Records with interface code
<<<<
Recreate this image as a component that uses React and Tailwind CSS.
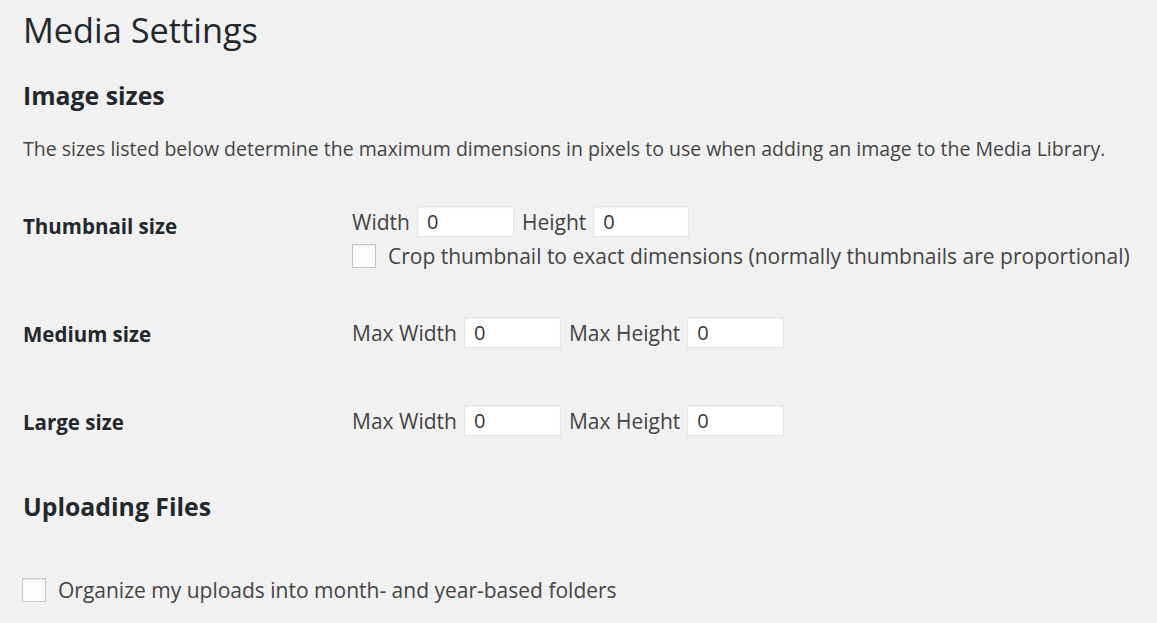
export default function App() {
  const input = 'h-[31px] bg-white border border-[#e6e6e6] shadow-[inset_0_1px_2px_rgba(0,0,0,0.07)] px-[9px] text-[20px] text-[#32373c] outline-none';
  const box = 'w-[24px] h-[24px] bg-[#fcfcfc] border border-[#c8c8c8] shadow-[inset_0_1px_2px_rgba(0,0,0,0.1)] shrink-0';
  const th = 'w-[329px] text-[20.5px] font-bold text-[#23282d] leading-[28px]';

  return (
    <div className="min-h-screen w-full bg-[#f1f1f1] text-[#444] pl-[23px] pt-[6px] overflow-hidden" style={{ fontFamily: '"Open Sans", sans-serif' }}>
      <h1 className="text-[34.3px] leading-[48px] font-normal text-[#23282d]">Media Settings</h1>

      <h2 className="mt-[25px] text-[24.8px] leading-[32px] font-bold text-[#23282d]">Image sizes</h2>
      <p className="mt-[25px] text-[19.5px] leading-[26px]">
        The sizes listed below determine the maximum dimensions in pixels to use when adding an image to the Media Library.
      </p>

      <div className="mt-[44px] flex">
        <div className={`${th} pt-[6px]`}>Thumbnail size</div>
        <div className="flex flex-col">
          <div className="flex items-center text-[21px] leading-[28px]">
            <span>Width</span>
            <input className={`${input} ml-[7px] w-[97px]`} defaultValue="0" />
            <span className="ml-[8px]">Height</span>
            <input className={`${input} ml-[7px] w-[96px]`} defaultValue="0" />
          </div>
          <label className="mt-[5px] flex items-center text-[21px] leading-[28px]">
            <span className={box}></span>
            <span className="ml-[12px]">Crop thumbnail to exact dimensions (normally thumbnails are proportional)</span>
          </label>
        </div>
      </div>

      <div className="mt-[47px] flex items-center">
        <div className={`${th} pt-[3px]`}>Medium size</div>
        <div className="flex items-center text-[21px] leading-[28px]">
          <span>Max Width</span>
          <input className={`${input} ml-[7px] w-[97px]`} defaultValue="0" />
          <span className="ml-[8px]">Max Height</span>
          <input className={`${input} ml-[7px] w-[97px]`} defaultValue="0" />
        </div>
      </div>

      <div className="mt-[57px] flex items-center">
        <div className={`${th} pt-[3px]`}>Large size</div>
        <div className="flex items-center text-[21px] leading-[28px]">
          <span>Max Width</span>
          <input className={`${input} ml-[7px] w-[97px]`} defaultValue="0" />
          <span className="ml-[8px]">Max Height</span>
          <input className={`${input} ml-[7px] w-[97px]`} defaultValue="0" />
        </div>
      </div>

      <h2 className="mt-[54px] text-[24.8px] leading-[32px] font-bold text-[#23282d]">Uploading Files</h2>

      <label className="mt-[54px] -ml-[1px] flex items-center text-[21px] leading-[28px]">
        <span className={box}></span>
        <span className="ml-[12px]">Organize my uploads into month- and year-based folders</span>
      </label>
    </div>
  );
}
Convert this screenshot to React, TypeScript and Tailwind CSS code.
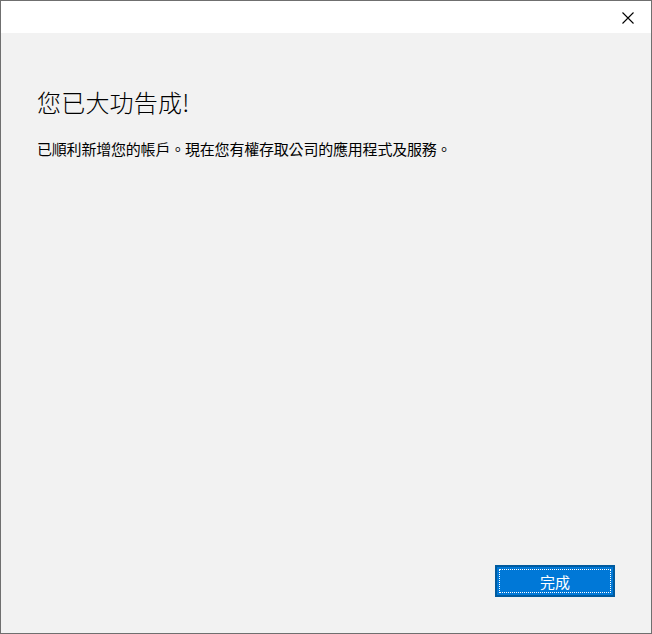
import React from 'react';

const font = { fontFamily: '"Noto Sans CJK TC", "Noto Sans", sans-serif' };

export default function App() {
  return (
    <div
      className="w-[652px] h-[634px] border border-[#6f6f6f] bg-[#f2f2f2] flex flex-col text-black"
      style={font}
    >
      {/* title bar */}
      <div className="h-[32px] bg-white flex justify-end shrink-0">
        <div className="w-[46px] h-full flex items-center justify-center">
          <svg width="12" height="12" viewBox="0 0 12 12" className="mt-[2px] mr-[1px]">
            <path d="M0.5 0.5 L11.5 11.5 M11.5 0.5 L0.5 11.5" stroke="#000" strokeWidth="1.1" fill="none" />
          </svg>
        </div>
      </div>

      <div className="flex-1 flex flex-col px-[36px]">
        <h1 className="mt-[53px] text-[24px] leading-[32px] font-light tracking-[0.2px]">您已大功告成!</h1>
        <p className="mt-[21px] text-[15px] leading-[20px] tracking-[-0.2px]">
          已順利新增您的帳戶。現在您有權存取公司的應用程式及服務。
        </p>

        <div className="flex-1" />

        <div className="flex justify-end mb-[36px]">
          <button className="w-[120px] h-[32px] bg-[#0078d7] border-2 border-[#005a9e] p-[2px]">
            <div className="w-full h-full border border-dotted border-white flex items-center justify-center text-white text-[15px] leading-none">
              完成
            </div>
          </button>
        </div>
      </div>
    </div>
  );
}
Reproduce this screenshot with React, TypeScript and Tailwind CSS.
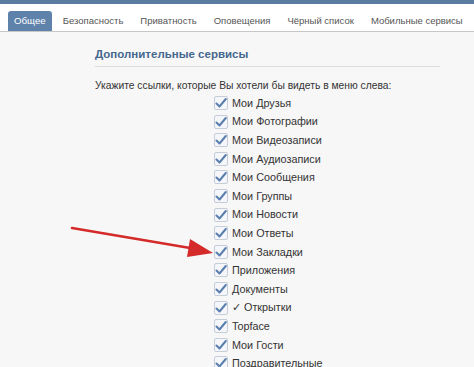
import React from "react";

const tabs = ["Общее", "Безопасность", "Приватность", "Оповещения", "Чёрный список", "Мобильные сервисы", "Б"];
const items = [
  "Мои Друзья",
  "Мои Фотографии",
  "Мои Видеозаписи",
  "Мои Аудиозаписи",
  "Мои Сообщения",
  "Мои Группы",
  "Мои Новости",
  "Мои Ответы",
  "Мои Закладки",
  "Приложения",
  "Документы",
  "✓ Открытки",
  "Topface",
  "Мои Гости",
  "Поздравительные",
];

function Check() {
  return (
    <span className="w-[14px] h-[14px] border border-[#c5cdd8] bg-[#f4f6f9] rounded-[2px] flex items-center justify-center shrink-0">
      <svg width="12" height="12" viewBox="0 0 12 12">
        <path d="M1.5 6.5 L4.5 9.5 L10.8 2" fill="none" stroke="#5a7fae" strokeWidth="2" strokeLinecap="round" strokeLinejoin="round" />
      </svg>
    </span>
  );
}

export default function App() {
  return (
    <div className="w-[474px] h-[367px] overflow-hidden bg-[#f7f7f7] relative" style={{ fontFamily: '"Liberation Sans", Arial, sans-serif' }}>
      <div className="h-[4px] bg-[#5b7ba1]" />
      <div className="h-[28px] bg-white border-b border-[#c7c7c7] flex items-end pl-[8px] whitespace-nowrap overflow-hidden">
        {tabs.map((t, i) => (
          <div
            key={t}
            className={
              i === 0
                ? "h-[20px] px-[6px] mr-[3px] rounded-t-[3px] bg-[#5e82aa] text-white text-[9.7px] flex items-center"
                : "h-[20px] px-[8px] mr-[1px] text-[#555] text-[9.5px] flex items-center"
            }
          >
            {t}
          </div>
        ))}
      </div>
      <div className="pl-[95px] pt-[14px]">
        <div className="text-[11.5px] font-bold text-[#45688e] pb-[3px] border-b border-[#dcdcdc] w-[345px]">Дополнительные сервисы</div>
        <div className="text-[10.3px] text-[#333] mt-[11px]">Укажите ссылки, которые Вы хотели бы видеть в меню слева:</div>
        <div className="pl-[119px] mt-[0px] flex flex-col">
          {items.map((it) => (
            <div key={it} className="h-[18.6px] flex items-center gap-[4px] text-[10.8px] text-[#333]">
              <Check />
              <span>{it}</span>
            </div>
          ))}
        </div>
      </div>
      <svg className="absolute left-0 top-0" width="474" height="367" viewBox="0 0 474 367">
        <line x1="72" y1="228" x2="196" y2="249" stroke="#d42a2a" strokeWidth="2.5" strokeLinecap="round" />
        <polygon points="213,253 190,239 187,257" fill="#d42a2a" />
      </svg>
    </div>
  );
}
>>>>
GOAL
Print every entry exactly as written, without the pictures.

EXERCISE OUTPUT
Recreate this image as a component that uses React and Tailwind CSS.
export default function App() {
  const input = 'h-[31px] bg-white border border-[#e6e6e6] shadow-[inset_0_1px_2px_rgba(0,0,0,0.07)] px-[9px] text-[20px] text-[#32373c] outline-none';
  const box = 'w-[24px] h-[24px] bg-[#fcfcfc] border border-[#c8c8c8] shadow-[inset_0_1px_2px_rgba(0,0,0,0.1)] shrink-0';
  const th = 'w-[329px] text-[20.5px] font-bold text-[#23282d] leading-[28px]';

  return (
    <div className="min-h-screen w-full bg-[#f1f1f1] text-[#444] pl-[23px] pt-[6px] overflow-hidden" style={{ fontFamily: '"Open Sans", sans-serif' }}>
      <h1 className="text-[34.3px] leading-[48px] font-normal text-[#23282d]">Media Settings</h1>

      <h2 className="mt-[25px] text-[24.8px] leading-[32px] font-bold text-[#23282d]">Image sizes</h2>
      <p className="mt-[25px] text-[19.5px] leading-[26px]">
        The sizes listed below determine the maximum dimensions in pixels to use when adding an image to the Media Library.
      </p>

      <div className="mt-[44px] flex">
        <div className={`${th} pt-[6px]`}>Thumbnail size</div>
        <div className="flex flex-col">
          <div className="flex items-center text-[21px] leading-[28px]">
            <span>Width</span>
            <input className={`${input} ml-[7px] w-[97px]`} defaultValue="0" />
            <span className="ml-[8px]">Height</span>
            <input className={`${input} ml-[7px] w-[96px]`} defaultValue="0" />
          </div>
          <label className="mt-[5px] flex items-center text-[21px] leading-[28px]">
            <span className={box}></span>
            <span className="ml-[12px]">Crop thumbnail to exact dimensions (normally thumbnails are proportional)</span>
          </label>
        </div>
      </div>

      <div className="mt-[47px] flex items-center">
        <div className={`${th} pt-[3px]`}>Medium size</div>
        <div className="flex items-center text-[21px] leading-[28px]">
          <span>Max Width</span>
          <input className={`${input} ml-[7px] w-[97px]`} defaultValue="0" />
          <span className="ml-[8px]">Max Height</span>
          <input className={`${input} ml-[7px] w-[97px]`} defaultValue="0" />
        </div>
      </div>

      <div className="mt-[57px] flex items-center">
        <div className={`${th} pt-[3px]`}>Large size</div>
        <div className="flex items-center text-[21px] leading-[28px]">
          <span>Max Width</span>
          <input className={`${input} ml-[7px] w-[97px]`} defaultValue="0" />
          <span className="ml-[8px]">Max Height</span>
          <input className={`${input} ml-[7px] w-[97px]`} defaultValue="0" />
        </div>
      </div>

      <h2 className="mt-[54px] text-[24.8px] leading-[32px] font-bold text-[#23282d]">Uploading Files</h2>

      <label className="mt-[54px] -ml-[1px] flex items-center text-[21px] leading-[28px]">
        <span className={box}></span>
        <span className="ml-[12px]">Organize my uploads into month- and year-based folders</span>
      </label>
    </div>
  );
}
Convert this screenshot to React, TypeScript and Tailwind CSS code.
import React from 'react';

const font = { fontFamily: '"Noto Sans CJK TC", "Noto Sans", sans-serif' };

export default function App() {
  return (
    <div
      className="w-[652px] h-[634px] border border-[#6f6f6f] bg-[#f2f2f2] flex flex-col text-black"
      style={font}
    >
      {/* title bar */}
      <div className="h-[32px] bg-white flex justify-end shrink-0">
        <div className="w-[46px] h-full flex items-center justify-center">
          <svg width="12" height="12" viewBox="0 0 12 12" className="mt-[2px] mr-[1px]">
            <path d="M0.5 0.5 L11.5 11.5 M11.5 0.5 L0.5 11.5" stroke="#000" strokeWidth="1.1" fill="none" />
          </svg>
        </div>
      </div>

      <div className="flex-1 flex flex-col px-[36px]">
        <h1 className="mt-[53px] text-[24px] leading-[32px] font-light tracking-[0.2px]">您已大功告成!</h1>
        <p className="mt-[21px] text-[15px] leading-[20px] tracking-[-0.2px]">
          已順利新增您的帳戶。現在您有權存取公司的應用程式及服務。
        </p>

        <div className="flex-1" />

        <div className="flex justify-end mb-[36px]">
          <button className="w-[120px] h-[32px] bg-[#0078d7] border-2 border-[#005a9e] p-[2px]">
            <div className="w-full h-full border border-dotted border-white flex items-center justify-center text-white text-[15px] leading-none">
              完成
            </div>
          </button>
        </div>
      </div>
    </div>
  );
}
Reproduce this screenshot with React, TypeScript and Tailwind CSS.
import React from "react";

const tabs = ["Общее", "Безопасность", "Приватность", "Оповещения", "Чёрный список", "Мобильные сервисы", "Б"];
const items = [
  "Мои Друзья",
  "Мои Фотографии",
  "Мои Видеозаписи",
  "Мои Аудиозаписи",
  "Мои Сообщения",
  "Мои Группы",
  "Мои Новости",
  "Мои Ответы",
  "Мои Закладки",
  "Приложения",
  "Документы",
  "✓ Открытки",
  "Topface",
  "Мои Гости",
  "Поздравительные",
];

function Check() {
  return (
    <span className="w-[14px] h-[14px] border border-[#c5cdd8] bg-[#f4f6f9] rounded-[2px] flex items-center justify-center shrink-0">
      <svg width="12" height="12" viewBox="0 0 12 12">
        <path d="M1.5 6.5 L4.5 9.5 L10.8 2" fill="none" stroke="#5a7fae" strokeWidth="2" strokeLinecap="round" strokeLinejoin="round" />
      </svg>
    </span>
  );
}

export default function App() {
  return (
    <div className="w-[474px] h-[367px] overflow-hidden bg-[#f7f7f7] relative" style={{ fontFamily: '"Liberation Sans", Arial, sans-serif' }}>
      <div className="h-[4px] bg-[#5b7ba1]" />
      <div className="h-[28px] bg-white border-b border-[#c7c7c7] flex items-end pl-[8px] whitespace-nowrap overflow-hidden">
        {tabs.map((t, i) => (
          <div
            key={t}
            className={
              i === 0
                ? "h-[20px] px-[6px] mr-[3px] rounded-t-[3px] bg-[#5e82aa] text-white text-[9.7px] flex items-center"
                : "h-[20px] px-[8px] mr-[1px] text-[#555] text-[9.5px] flex items-center"
            }
          >
            {t}
          </div>
        ))}
      </div>
      <div className="pl-[95px] pt-[14px]">
        <div className="text-[11.5px] font-bold text-[#45688e] pb-[3px] border-b border-[#dcdcdc] w-[345px]">Дополнительные сервисы</div>
        <div className="text-[10.3px] text-[#333] mt-[11px]">Укажите ссылки, которые Вы хотели бы видеть в меню слева:</div>
        <div className="pl-[119px] mt-[0px] flex flex-col">
          {items.map((it) => (
            <div key={it} className="h-[18.6px] flex items-center gap-[4px] text-[10.8px] text-[#333]">
              <Check />
              <span>{it}</span>
            </div>
          ))}
        </div>
      </div>
      <svg className="absolute left-0 top-0" width="474" height="367" viewBox="0 0 474 367">
        <line x1="72" y1="228" x2="196" y2="249" stroke="#d42a2a" strokeWidth="2.5" strokeLinecap="round" />
        <polygon points="213,253 190,239 187,257" fill="#d42a2a" />
      </svg>
    </div>
  );
}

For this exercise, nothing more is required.